[begin Provided entries]
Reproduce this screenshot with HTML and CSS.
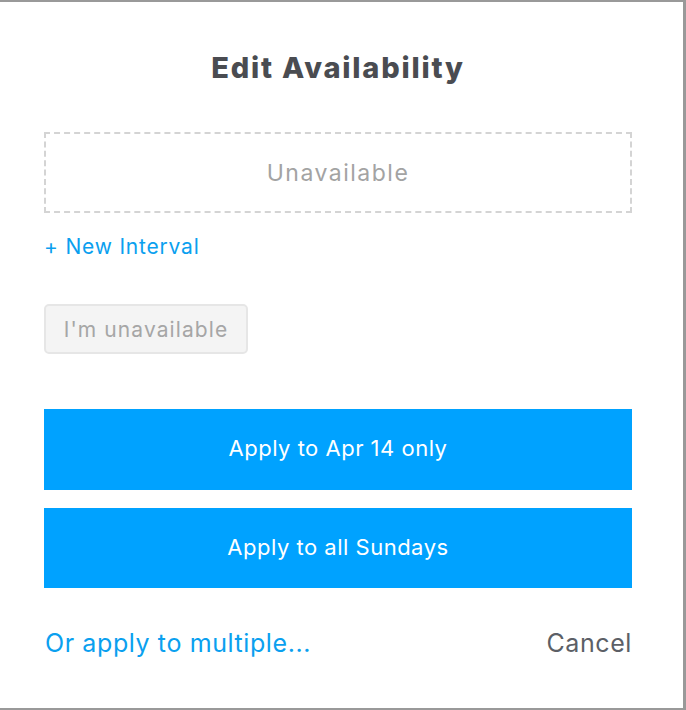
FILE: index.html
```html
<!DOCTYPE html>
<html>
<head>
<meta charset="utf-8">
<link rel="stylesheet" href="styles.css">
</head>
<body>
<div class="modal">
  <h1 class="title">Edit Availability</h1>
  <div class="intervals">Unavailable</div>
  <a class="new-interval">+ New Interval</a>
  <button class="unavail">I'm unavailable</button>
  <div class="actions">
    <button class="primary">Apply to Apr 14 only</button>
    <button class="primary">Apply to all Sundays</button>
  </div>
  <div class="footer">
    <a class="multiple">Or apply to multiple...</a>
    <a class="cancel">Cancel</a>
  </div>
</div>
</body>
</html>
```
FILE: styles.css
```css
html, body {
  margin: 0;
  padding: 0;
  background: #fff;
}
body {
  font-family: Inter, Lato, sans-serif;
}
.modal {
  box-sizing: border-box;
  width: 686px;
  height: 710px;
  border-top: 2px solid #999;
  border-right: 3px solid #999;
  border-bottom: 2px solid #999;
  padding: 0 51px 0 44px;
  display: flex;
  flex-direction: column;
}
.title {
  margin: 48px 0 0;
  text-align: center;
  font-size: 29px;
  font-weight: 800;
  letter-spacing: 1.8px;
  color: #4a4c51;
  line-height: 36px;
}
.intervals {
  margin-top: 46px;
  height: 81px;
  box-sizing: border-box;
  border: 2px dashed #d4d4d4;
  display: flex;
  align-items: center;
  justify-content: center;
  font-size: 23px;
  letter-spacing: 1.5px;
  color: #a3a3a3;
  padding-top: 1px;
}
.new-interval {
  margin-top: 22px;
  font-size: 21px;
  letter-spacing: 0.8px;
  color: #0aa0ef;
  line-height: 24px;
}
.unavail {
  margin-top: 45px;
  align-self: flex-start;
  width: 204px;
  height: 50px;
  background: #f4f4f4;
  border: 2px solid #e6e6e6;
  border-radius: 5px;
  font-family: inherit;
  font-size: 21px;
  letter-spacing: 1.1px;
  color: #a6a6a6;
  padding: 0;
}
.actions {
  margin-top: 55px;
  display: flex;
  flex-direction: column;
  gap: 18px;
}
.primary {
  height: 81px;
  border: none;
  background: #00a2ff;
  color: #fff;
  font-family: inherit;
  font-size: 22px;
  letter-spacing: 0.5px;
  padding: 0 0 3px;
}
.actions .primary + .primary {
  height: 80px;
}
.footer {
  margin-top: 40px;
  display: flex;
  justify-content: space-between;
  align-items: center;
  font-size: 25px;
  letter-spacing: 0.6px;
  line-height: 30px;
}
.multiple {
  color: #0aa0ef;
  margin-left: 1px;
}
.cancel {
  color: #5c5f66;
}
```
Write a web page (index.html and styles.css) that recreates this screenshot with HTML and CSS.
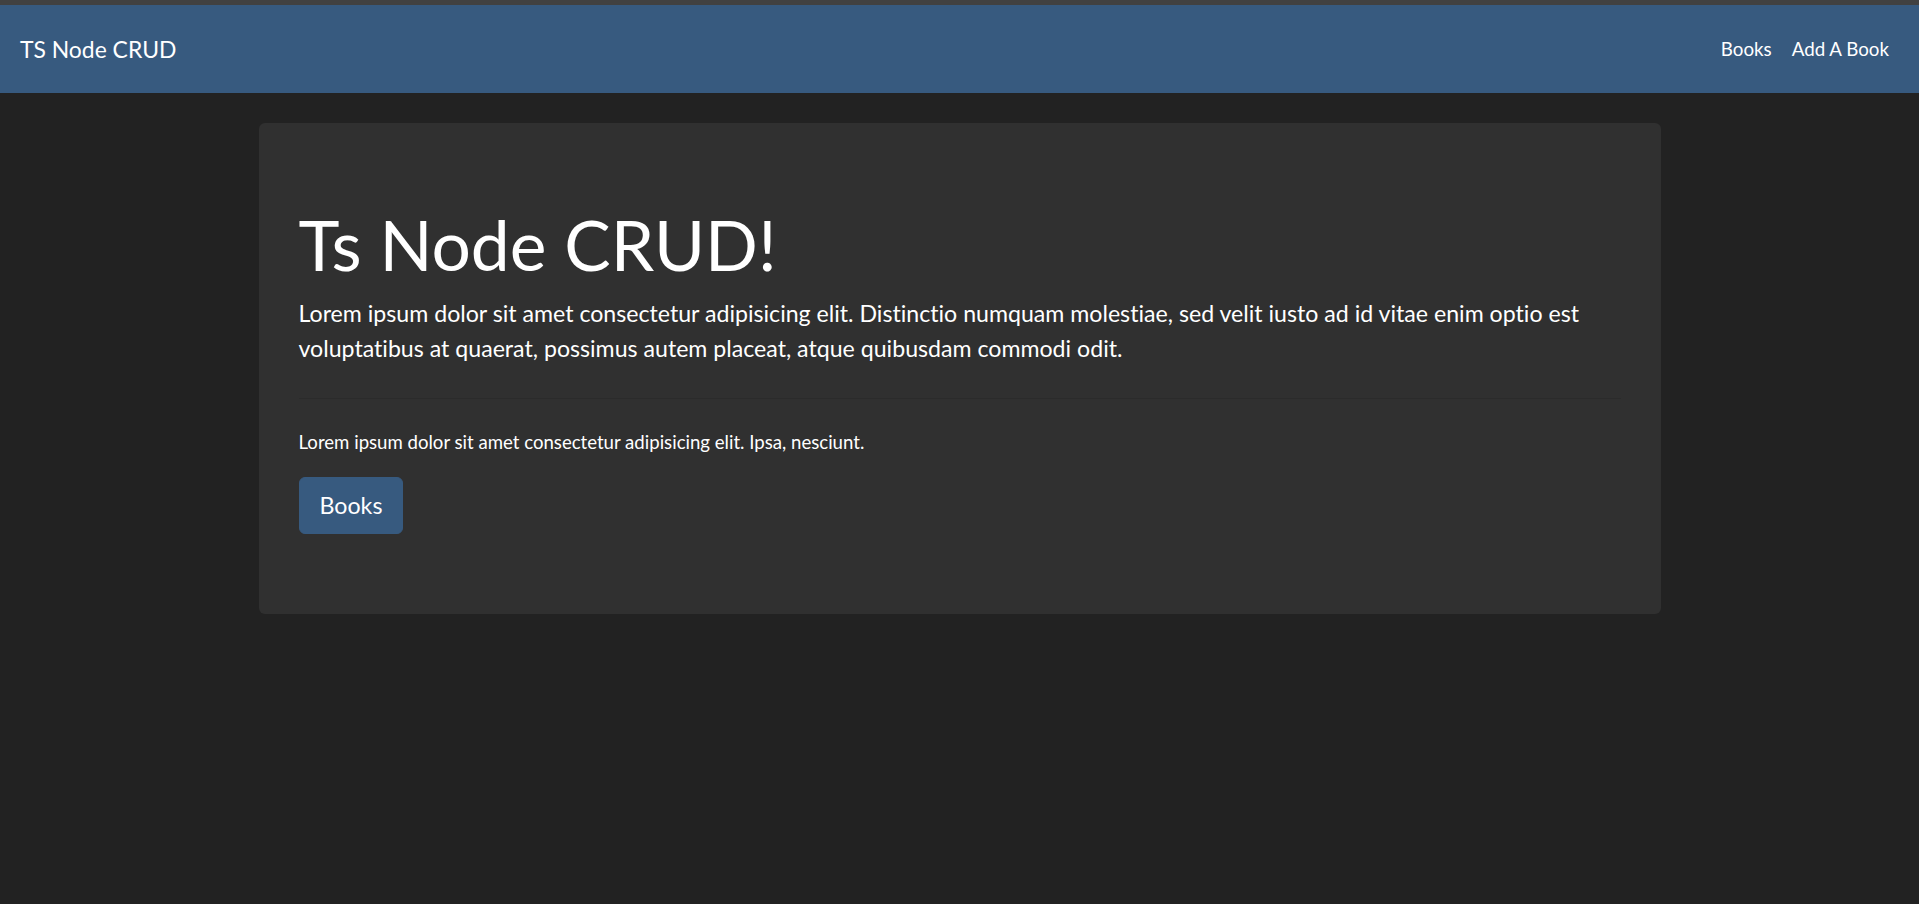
[end Provided entries]
Required task
Every entry must be reproduced exactly, with the images left out.

The completed task
Reproduce this screenshot with HTML and CSS.
FILE: index.html
```html
<!DOCTYPE html>
<html>
<head>
<meta charset="utf-8">
<link rel="stylesheet" href="styles.css">
</head>
<body>
<div class="modal">
  <h1 class="title">Edit Availability</h1>
  <div class="intervals">Unavailable</div>
  <a class="new-interval">+ New Interval</a>
  <button class="unavail">I'm unavailable</button>
  <div class="actions">
    <button class="primary">Apply to Apr 14 only</button>
    <button class="primary">Apply to all Sundays</button>
  </div>
  <div class="footer">
    <a class="multiple">Or apply to multiple...</a>
    <a class="cancel">Cancel</a>
  </div>
</div>
</body>
</html>
```
FILE: styles.css
```css
html, body {
  margin: 0;
  padding: 0;
  background: #fff;
}
body {
  font-family: Inter, Lato, sans-serif;
}
.modal {
  box-sizing: border-box;
  width: 686px;
  height: 710px;
  border-top: 2px solid #999;
  border-right: 3px solid #999;
  border-bottom: 2px solid #999;
  padding: 0 51px 0 44px;
  display: flex;
  flex-direction: column;
}
.title {
  margin: 48px 0 0;
  text-align: center;
  font-size: 29px;
  font-weight: 800;
  letter-spacing: 1.8px;
  color: #4a4c51;
  line-height: 36px;
}
.intervals {
  margin-top: 46px;
  height: 81px;
  box-sizing: border-box;
  border: 2px dashed #d4d4d4;
  display: flex;
  align-items: center;
  justify-content: center;
  font-size: 23px;
  letter-spacing: 1.5px;
  color: #a3a3a3;
  padding-top: 1px;
}
.new-interval {
  margin-top: 22px;
  font-size: 21px;
  letter-spacing: 0.8px;
  color: #0aa0ef;
  line-height: 24px;
}
.unavail {
  margin-top: 45px;
  align-self: flex-start;
  width: 204px;
  height: 50px;
  background: #f4f4f4;
  border: 2px solid #e6e6e6;
  border-radius: 5px;
  font-family: inherit;
  font-size: 21px;
  letter-spacing: 1.1px;
  color: #a6a6a6;
  padding: 0;
}
.actions {
  margin-top: 55px;
  display: flex;
  flex-direction: column;
  gap: 18px;
}
.primary {
  height: 81px;
  border: none;
  background: #00a2ff;
  color: #fff;
  font-family: inherit;
  font-size: 22px;
  letter-spacing: 0.5px;
  padding: 0 0 3px;
}
.actions .primary + .primary {
  height: 80px;
}
.footer {
  margin-top: 40px;
  display: flex;
  justify-content: space-between;
  align-items: center;
  font-size: 25px;
  letter-spacing: 0.6px;
  line-height: 30px;
}
.multiple {
  color: #0aa0ef;
  margin-left: 1px;
}
.cancel {
  color: #5c5f66;
}
```
Write a web page (index.html and styles.css) that recreates this screenshot with HTML and CSS.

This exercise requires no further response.